Indiana suffragist and politician

Mary Zeola Hershey Misener (October 22, 1878 – October 30, 1966) was an Indiana suffragist and politician. A Republican, she was the first woman elected to state legislature from her district and one of the first in the state.

==Early life and education==
Mary Zeola Hershey was born October 22, 1878, in West Salem, Ohio to John and Carrie Stephenson Hershey. She attended the United Brethren College in Westerville, Ohio, and King's School of Oratory in Pittsburgh, Pennsylvania.

==Family==
Hershey Misener married Michigan City News publisher Herbert Roy Misener in Chicago on February 6, 1906. They had two children, Dorothy Louise, who became an influential newspaperwoman, and Richard Hershey, who founded a major marine construction firm in St.
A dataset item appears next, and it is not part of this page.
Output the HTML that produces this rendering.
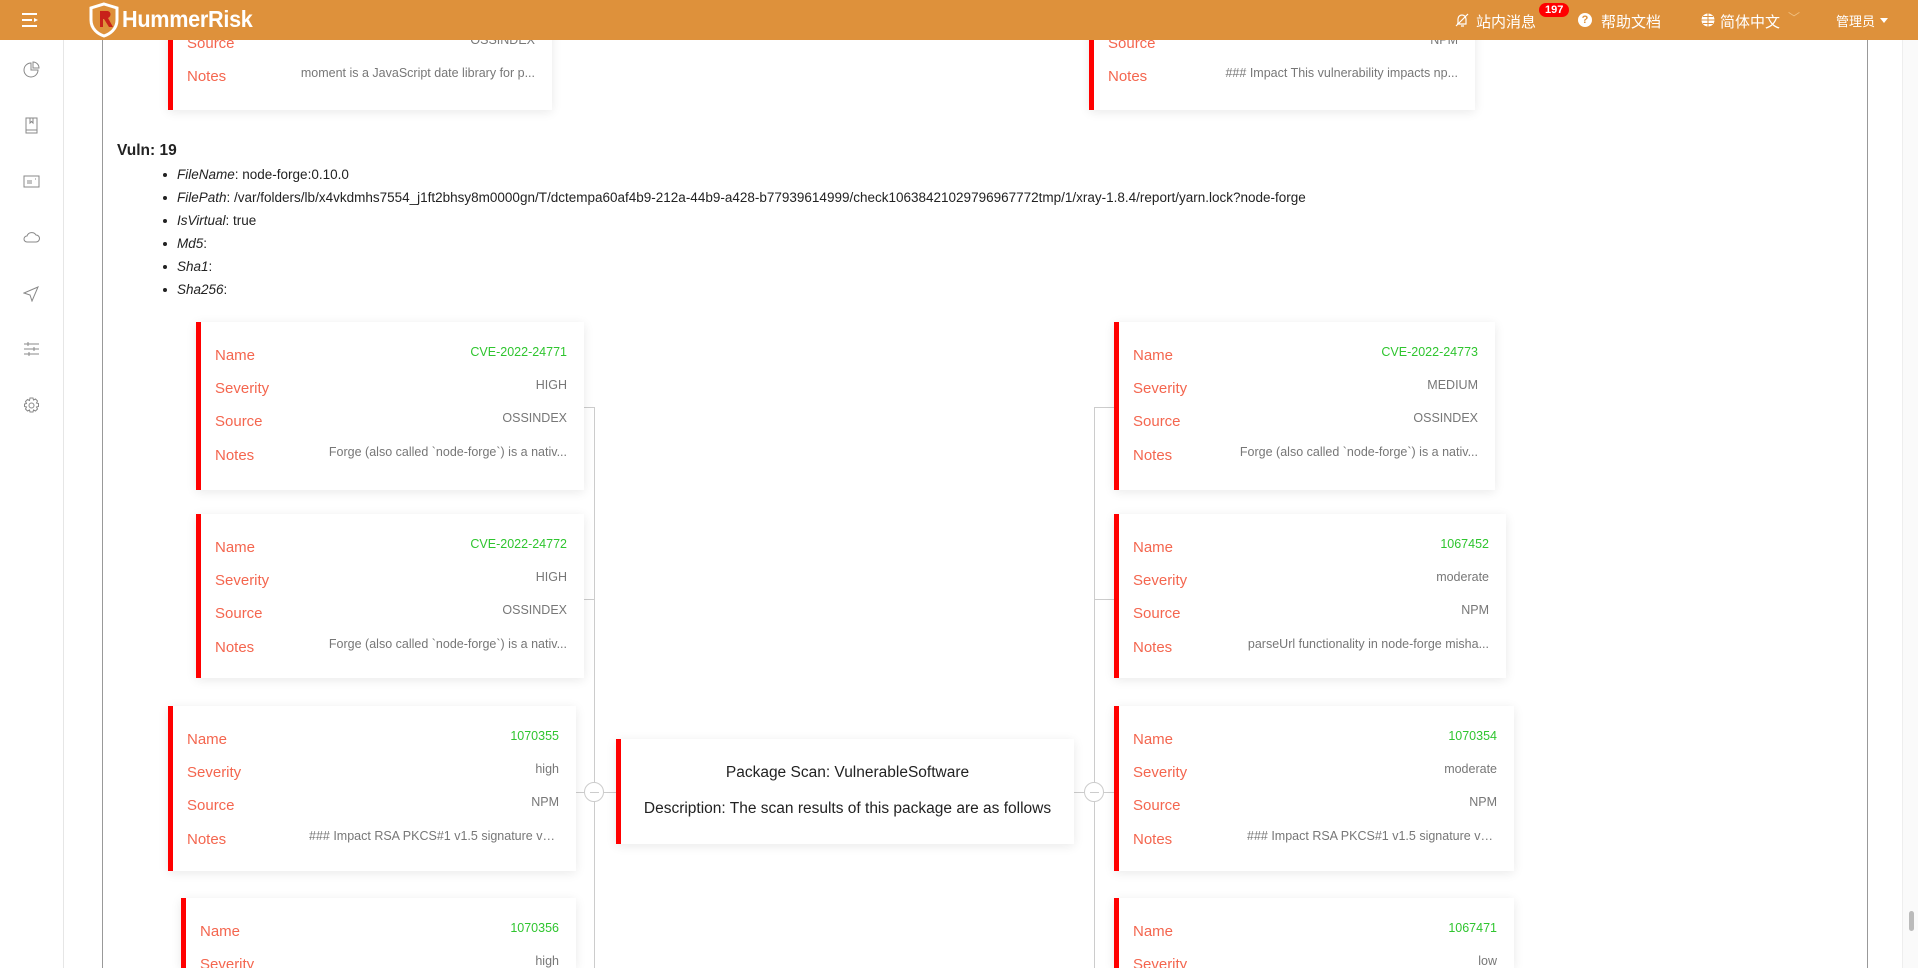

Petersburg, Florida. Hershey Misener lived with her husband and family in Michigan City, Indiana.

==Political career==
Hershey Misener was a feminist and suffragist who helped organize Indiana's League of Women Voters and for several years served as vice-president. She spoke at the League's 1926 regional convention.
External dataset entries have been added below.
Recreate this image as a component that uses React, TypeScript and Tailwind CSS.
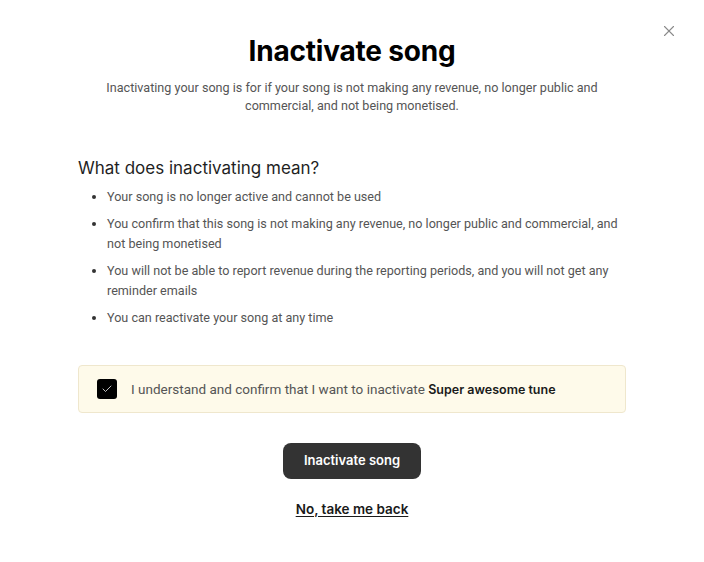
import React, { useState } from 'react';
import { X, Check } from 'lucide-react';

const bullets = [
  'Your song is no longer active and cannot be used',
  'You confirm that this song is not making any revenue, no longer public and commercial, and not being monetised',
  'You will not be able to report revenue during the reporting periods, and you will not get any reminder emails',
  'You can reactivate your song at any time',
];

export default function App() {
  const [confirmed, setConfirmed] = useState(true);

  return (
    <div className="relative w-[704px] h-[562px] bg-white font-['Inter',sans-serif] text-[#1a1a1a]">
      <button className="absolute right-[26px] top-[22px] text-[#8a8a8a]">
        <X size={18} strokeWidth={1.5} />
      </button>

      <div className="flex flex-col items-center pt-[33px]">
        <h1 className="text-[28px] leading-[36px] font-bold tracking-[-0.2px] text-black">Inactivate song</h1>
        <p className="mt-[10px] w-[510px] text-center font-['Roboto',sans-serif] text-[12.6px] leading-[18px] text-[#555]">
          Inactivating your song is for if your song is not making any revenue, no longer public and commercial, and not being monetised.
        </p>
      </div>

      <div className="mx-[78px] mt-[41px]">
        <h2 className="text-[17px] leading-[24px] text-[#1f1f1f]">What does inactivating mean?</h2>
        <ul className="mt-[7px] space-y-[7px] pl-[29px] list-disc marker:text-[#333] font-['Roboto',sans-serif]">
          {bullets.map((b) => (
            <li key={b} className="text-[12.6px] leading-[20px] text-[#555]">
              {b}
            </li>
          ))}
        </ul>

        <label className="mt-[37px] flex items-center h-[48px] rounded border border-[#efe7cd] bg-[#fefaea] px-[18px] cursor-pointer">
          <span
            onClick={() => setConfirmed(!confirmed)}
            className={`flex items-center justify-center w-[20px] h-[20px] rounded-[3px] ${confirmed ? 'bg-black' : 'border border-[#999] bg-white'}`}
          >
            {confirmed && <Check size={12} strokeWidth={1.5} className="text-white" />}
          </span>
          <span className="ml-[14px] font-['Roboto',sans-serif] text-[13.5px] text-[#555]">
            I understand and confirm that I want to inactivate <span className="font-['Inter',sans-serif] text-[12.5px] font-semibold text-[#1a1a1a]">Super awesome tune</span>
          </span>
        </label>
      </div>

      <div className="flex flex-col items-center mt-[30px]">
        <button className="h-[36px] w-[138px] rounded-lg bg-[#333] text-white text-[13px] font-semibold">Inactivate song</button>
        <a href="#" className="mt-[20px] text-[13.5px] font-semibold text-[#1a1a1a] underline underline-offset-2">No, take me back</a>
      </div>
    </div>
  );
}
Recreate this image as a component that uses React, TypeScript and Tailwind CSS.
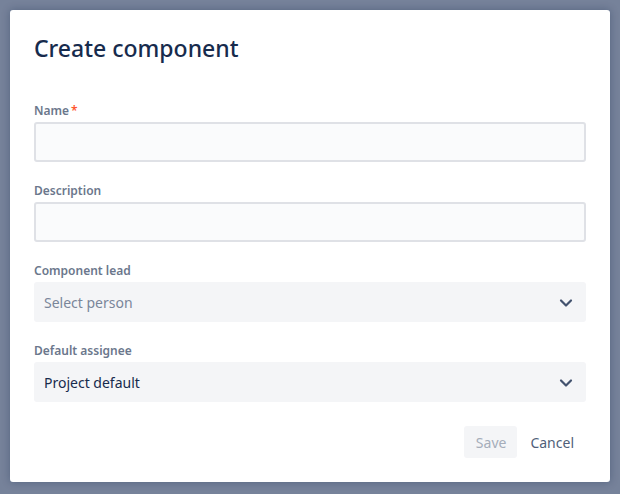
import React from 'react';

const ChevronDown = () => (
  <svg width="14" height="10" viewBox="0 0 14 10" className="text-[#42526e]">
    <path d="M2 2.5l5 5 5-5" fill="none" stroke="currentColor" strokeWidth="2.2" strokeLinecap="round" strokeLinejoin="round" />
  </svg>
);

const Label = ({ text, required }: { text: string; required?: boolean }) => (
  <label className="mb-[3px] flex h-[17px] items-end text-[12px] font-semibold leading-4 text-[#6b778c]">
    {text}
    {required && <span className="ml-0.5 text-[#ff5630]">*</span>}
  </label>
);

const TextField = ({ label, required }: { label: string; required?: boolean }) => (
  <div className="flex flex-col">
    <Label text={label} required={required} />
    <input className="h-10 w-full rounded-[3px] border-2 border-[#dfe1e6] bg-[#fafbfc] px-2 text-sm text-[#172b4d] outline-none" />
  </div>
);

const SelectField = ({ label, value, placeholder }: { label: string; value?: string; placeholder?: string }) => (
  <div className="flex flex-col">
    <Label text={label} />
    <div className="flex h-10 w-full items-center justify-between rounded-[3px] bg-[#f4f5f7] pl-2.5 pr-[13px] pt-px">
      <span className={value ? 'text-sm text-[#172b4d]' : 'text-sm text-[#7a869a]'}>{value ?? placeholder}</span>
      <ChevronDown />
    </div>
  </div>
);

export default function App() {
  return (
    <div
      className="flex h-[494px] w-[620px] items-start justify-start bg-[#76829a] pl-[10px] pt-[10px]"
      style={{ fontFamily: '"Noto Sans", sans-serif' }}
    >
      <div className="flex w-[600px] flex-col rounded-[3px] bg-white p-6 shadow-[0_0_8px_rgba(9,30,66,0.3)]">
        <h1 className="text-[23px] font-medium leading-7 text-[#172b4d]">Create component</h1>
        <div className="mt-10 flex flex-col gap-5">
          <TextField label="Name" required />
          <TextField label="Description" />
          <SelectField label="Component lead" placeholder="Select person" />
          <SelectField label="Default assignee" value="Project default" />
        </div>
        <div className="mt-6 flex justify-end">
          <button className="h-8 rounded-[3px] bg-[#f4f5f7] pb-px pl-3 pr-[11px] pt-0.5 text-sm text-[#a5adba]">Save</button>
          <button className="h-8 rounded-[3px] pb-px pl-[13px] pr-3 pt-0.5 text-sm text-[#505f79]">Cancel</button>
        </div>
      </div>
    </div>
  );
}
She was elected to the Indiana General Assembly in 1928, the first woman to be elected from her district and one of the first in the state. She was one of three women in the Indiana State House in the 1928–1930 term. Charles Roll in his 1931 history of Indiana called her "one of the prominent Republican women of the state."

While in the legislature, Hershey Misener "was a leader in several stirring political battles."

===Voter registration law===

Hershey Misener first achieved notoriety in March 1929 when, as a freshman member of the General Assembly, she sponsored Indiana's first voter registration law and blocked a Senate effort to kill it. She showed up uninvited on the floor of the Indiana Senate during a "midnight session" while some senators were claiming the governor had requested they recall the bill. She asked on whose authority members of the Senate had stated that the governor had asked for reconsideration of the bill, saying, "I have just come from the governor's office, and I am informed that he has not asked this move."

Then-Lieutenant Governor Edgar D. Bush ruled her out of order. She said, "That's all right. I've said everything I want to say anyhow," and left the floor to applause. After her departure, when the lieutenant governor refused to address her comments, a group of senators staged a walkout.

When the Senate requested the General Assembly to recall the bill, Hershey Misener told the General Assembly, "You can kill this bill if you want to, but if you do the Republican party will be to blame."

==Later life==
She and her husband eventually moved to St. Petersburg, Florida. She was widowed in 1945. She died October 30, 1966, in St. Petersburg at age 88 and is buried in Greenwood cemetery in La Porte County, Indiana.